A much bigger issue is whether we can explain that warming; in particular, can we attribute any part of it to human activity? Traditionally, many climate scientists have hedged their bets, using the double negative that warming is "not inconsistent" with the effects of human activity.
Many factors can influence climate. Natural factors include variations in the sun's output and the effects of volcanic eruptions. Until the early Eighties the dominant cause of human-induced climate change was believed to be increased atmospheric carbon dioxide, due to burning of coal, oil and gas and deforestation.
In the past decade, a plethora of other mechanisms have been identified; increased concentrations of gases, such as methane, add substantially to carbon dioxide's warming effect. But human activity has also led to increased atmospheric concentrations of tiny particles. These are believed to reflect the sun's energy and tend to cool the planet. And changes in ozone, both near the surface and in the stratosphere, add pieces to the climate change "jigsaw puzzle". Unfortunately, we have yet to quantify the size of some of these factors with much confidence.
The Intergovernmental Panel on Climate Change at its Madrid meeting this week has gone one step beyond "not inconsistent" to state that "the balance of evidence suggests a discernible human influence on global climate". Although, as one of the IPCC authors, I accept that this statement represents the majority view, I remain nervous about it. The computer simulations that were used as its basis have not included many of the pieces of the jigsaw puzzle.
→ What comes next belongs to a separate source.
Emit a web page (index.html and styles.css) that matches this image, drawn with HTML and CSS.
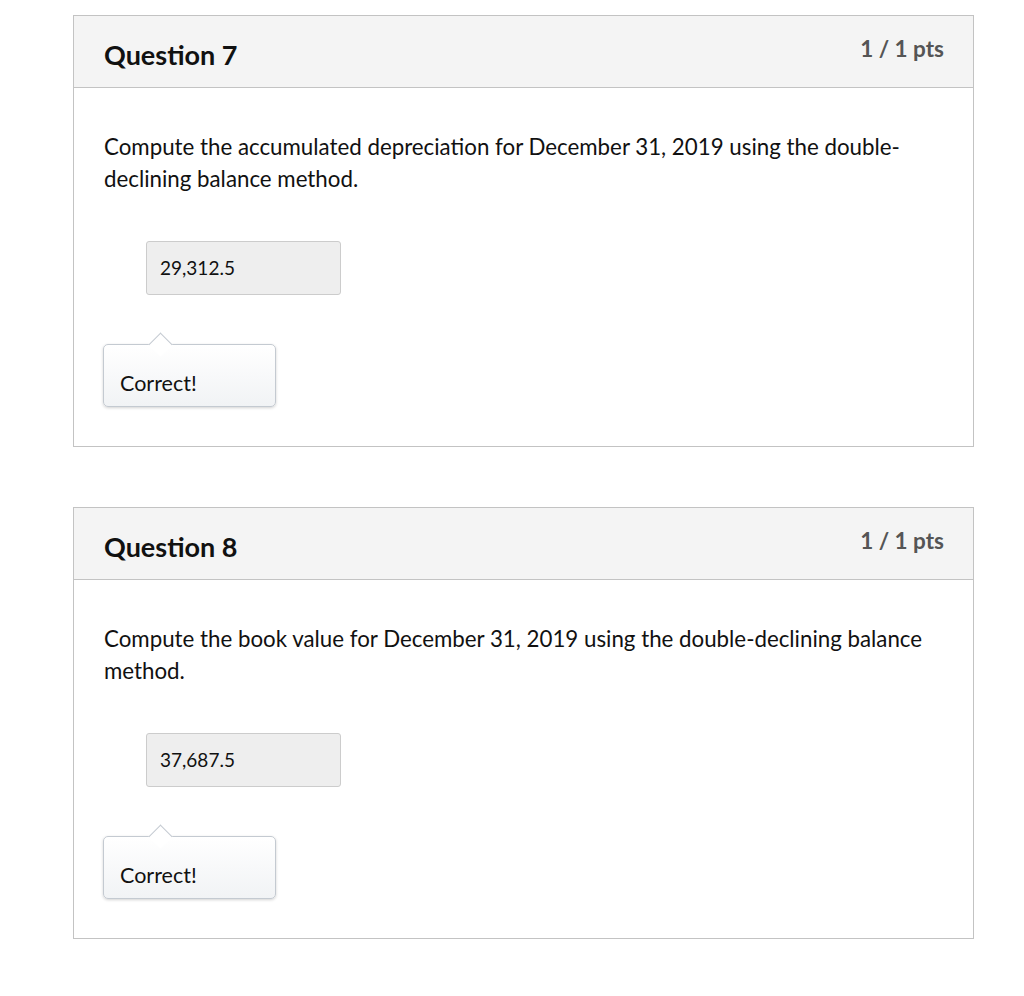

These pieces need to be added, but we may never be able to unambiguously identify the human influence on the climate during the past century.
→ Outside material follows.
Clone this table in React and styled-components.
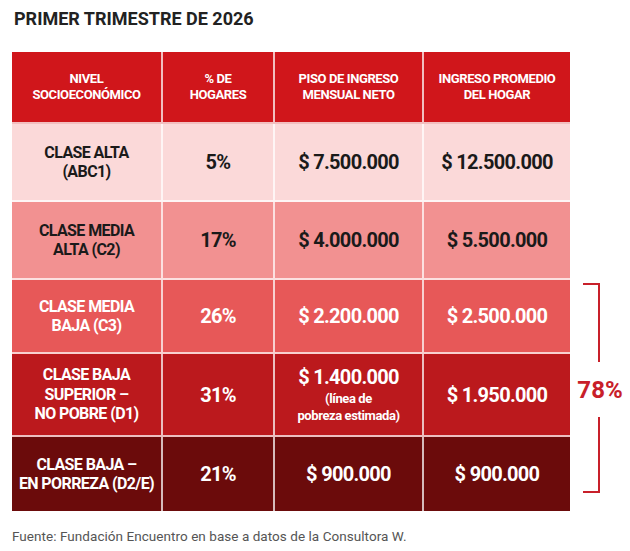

It seems clear that on a global scale, over the century as a whole, the human-induced factors are substantive compared to the natural factors that cause climate to vary. Some of these, in particular carbon dioxide, will continue to grow bigger in the coming decades. But in terms of characterising changes at the sub-continental scale, we have a long way to go. Ultimately, it is these regional changes that will affect our lives.
The writer is a reader in the department of meteorology at the University of Reading and has been a leading author of the 1994 and 1995 scientific assessments of the Intergovernmental Panel on Climate Change.